■ **THE REQUEST**
Extract all lines that hold the string "styles".

■ **DATA LINES**
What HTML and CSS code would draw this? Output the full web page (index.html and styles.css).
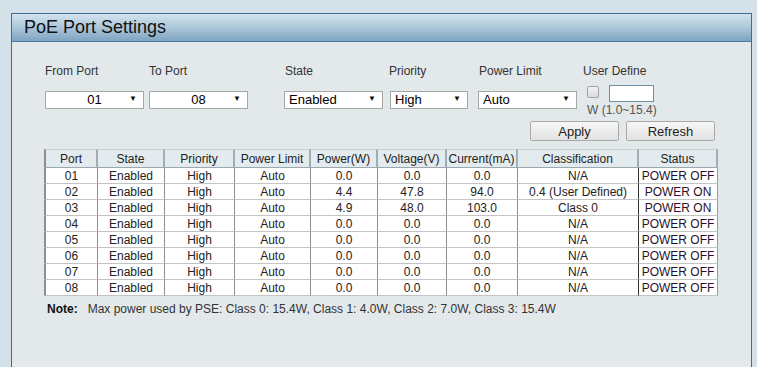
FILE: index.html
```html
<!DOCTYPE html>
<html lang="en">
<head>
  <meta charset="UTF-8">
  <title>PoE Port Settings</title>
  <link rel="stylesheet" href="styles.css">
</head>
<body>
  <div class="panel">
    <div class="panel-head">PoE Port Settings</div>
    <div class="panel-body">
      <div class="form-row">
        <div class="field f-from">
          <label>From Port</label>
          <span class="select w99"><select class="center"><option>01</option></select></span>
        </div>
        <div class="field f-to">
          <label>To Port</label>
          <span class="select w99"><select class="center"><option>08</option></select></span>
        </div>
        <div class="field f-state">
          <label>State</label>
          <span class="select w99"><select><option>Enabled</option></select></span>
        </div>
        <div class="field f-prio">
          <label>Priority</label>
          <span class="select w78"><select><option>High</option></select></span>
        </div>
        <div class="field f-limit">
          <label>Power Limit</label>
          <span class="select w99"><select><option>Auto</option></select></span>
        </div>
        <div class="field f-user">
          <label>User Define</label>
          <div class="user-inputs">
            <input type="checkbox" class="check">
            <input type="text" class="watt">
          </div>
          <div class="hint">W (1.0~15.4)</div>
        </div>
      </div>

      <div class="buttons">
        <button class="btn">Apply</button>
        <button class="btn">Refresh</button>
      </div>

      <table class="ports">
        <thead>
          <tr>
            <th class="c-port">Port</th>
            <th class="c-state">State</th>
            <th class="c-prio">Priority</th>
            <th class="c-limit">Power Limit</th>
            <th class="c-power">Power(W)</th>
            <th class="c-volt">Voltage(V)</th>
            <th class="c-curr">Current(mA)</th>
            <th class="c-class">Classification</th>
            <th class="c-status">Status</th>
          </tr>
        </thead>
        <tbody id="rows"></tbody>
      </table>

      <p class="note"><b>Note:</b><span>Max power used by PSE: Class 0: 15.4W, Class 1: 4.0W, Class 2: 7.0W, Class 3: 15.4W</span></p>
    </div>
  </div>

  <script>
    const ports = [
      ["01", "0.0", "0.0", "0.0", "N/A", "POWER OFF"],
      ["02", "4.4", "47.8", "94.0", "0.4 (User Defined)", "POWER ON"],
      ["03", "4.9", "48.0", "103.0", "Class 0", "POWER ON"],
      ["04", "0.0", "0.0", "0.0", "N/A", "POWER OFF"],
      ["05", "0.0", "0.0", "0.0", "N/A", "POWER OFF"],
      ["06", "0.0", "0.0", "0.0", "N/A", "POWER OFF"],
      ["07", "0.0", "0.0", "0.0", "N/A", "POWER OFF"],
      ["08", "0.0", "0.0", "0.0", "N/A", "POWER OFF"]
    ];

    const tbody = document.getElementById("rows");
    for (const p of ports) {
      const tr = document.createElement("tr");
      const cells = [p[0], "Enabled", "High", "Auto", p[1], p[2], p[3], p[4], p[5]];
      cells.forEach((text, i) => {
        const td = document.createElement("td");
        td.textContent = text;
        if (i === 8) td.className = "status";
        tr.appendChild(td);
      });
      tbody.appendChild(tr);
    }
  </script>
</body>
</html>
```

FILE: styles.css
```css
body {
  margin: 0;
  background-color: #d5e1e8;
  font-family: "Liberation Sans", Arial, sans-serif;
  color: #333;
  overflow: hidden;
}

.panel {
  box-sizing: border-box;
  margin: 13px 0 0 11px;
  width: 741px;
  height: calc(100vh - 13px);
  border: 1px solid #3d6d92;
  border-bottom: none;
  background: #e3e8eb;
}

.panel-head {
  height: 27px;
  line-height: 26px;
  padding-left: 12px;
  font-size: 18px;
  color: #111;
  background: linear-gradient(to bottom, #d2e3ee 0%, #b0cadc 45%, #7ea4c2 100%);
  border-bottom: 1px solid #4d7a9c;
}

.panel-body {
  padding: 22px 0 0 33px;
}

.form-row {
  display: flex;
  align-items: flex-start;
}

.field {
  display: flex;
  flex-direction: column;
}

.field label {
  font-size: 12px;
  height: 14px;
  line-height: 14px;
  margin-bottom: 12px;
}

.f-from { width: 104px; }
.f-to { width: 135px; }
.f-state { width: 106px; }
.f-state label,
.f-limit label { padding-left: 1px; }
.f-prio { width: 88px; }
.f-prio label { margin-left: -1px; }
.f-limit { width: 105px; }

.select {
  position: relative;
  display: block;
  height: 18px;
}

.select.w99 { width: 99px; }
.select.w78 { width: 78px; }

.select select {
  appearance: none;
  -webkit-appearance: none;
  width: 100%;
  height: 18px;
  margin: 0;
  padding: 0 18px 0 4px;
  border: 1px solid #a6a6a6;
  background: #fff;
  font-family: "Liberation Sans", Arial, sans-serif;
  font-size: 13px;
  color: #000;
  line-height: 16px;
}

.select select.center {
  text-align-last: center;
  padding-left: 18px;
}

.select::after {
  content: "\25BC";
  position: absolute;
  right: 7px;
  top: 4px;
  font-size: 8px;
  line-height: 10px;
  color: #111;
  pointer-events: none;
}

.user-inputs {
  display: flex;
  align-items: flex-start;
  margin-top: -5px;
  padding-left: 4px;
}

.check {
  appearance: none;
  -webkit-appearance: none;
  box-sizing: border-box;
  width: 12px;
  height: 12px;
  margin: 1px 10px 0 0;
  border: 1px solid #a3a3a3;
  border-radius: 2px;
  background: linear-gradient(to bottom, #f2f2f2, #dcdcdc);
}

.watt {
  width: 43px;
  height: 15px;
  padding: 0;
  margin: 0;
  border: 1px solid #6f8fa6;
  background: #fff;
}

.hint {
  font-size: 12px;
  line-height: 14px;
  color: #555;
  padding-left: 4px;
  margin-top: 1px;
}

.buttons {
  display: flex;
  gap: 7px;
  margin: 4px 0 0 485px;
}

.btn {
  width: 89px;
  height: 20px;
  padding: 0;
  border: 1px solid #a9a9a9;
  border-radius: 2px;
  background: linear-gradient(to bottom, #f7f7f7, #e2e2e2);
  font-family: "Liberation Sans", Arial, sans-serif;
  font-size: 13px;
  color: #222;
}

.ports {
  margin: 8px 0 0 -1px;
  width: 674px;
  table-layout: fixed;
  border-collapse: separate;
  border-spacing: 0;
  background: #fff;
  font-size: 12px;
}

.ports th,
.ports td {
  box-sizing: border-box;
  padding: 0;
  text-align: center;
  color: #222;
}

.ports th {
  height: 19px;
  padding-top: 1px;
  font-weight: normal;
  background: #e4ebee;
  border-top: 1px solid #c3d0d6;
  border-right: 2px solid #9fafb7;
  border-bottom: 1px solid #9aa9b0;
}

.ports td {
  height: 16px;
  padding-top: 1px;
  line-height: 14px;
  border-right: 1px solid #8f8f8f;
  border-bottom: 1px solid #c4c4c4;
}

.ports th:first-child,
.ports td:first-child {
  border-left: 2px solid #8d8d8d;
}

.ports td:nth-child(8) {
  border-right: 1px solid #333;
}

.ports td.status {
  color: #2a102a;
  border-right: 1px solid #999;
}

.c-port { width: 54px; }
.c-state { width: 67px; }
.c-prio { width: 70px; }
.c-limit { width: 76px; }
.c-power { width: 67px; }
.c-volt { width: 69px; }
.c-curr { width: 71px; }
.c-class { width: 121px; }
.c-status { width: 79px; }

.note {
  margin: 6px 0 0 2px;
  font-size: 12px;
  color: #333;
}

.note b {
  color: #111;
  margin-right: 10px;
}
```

■ **ANSWER**
What HTML and CSS code would draw this? Output the full web page (index.html and styles.css).
  <link rel="stylesheet" href="styles.css">
FILE: styles.css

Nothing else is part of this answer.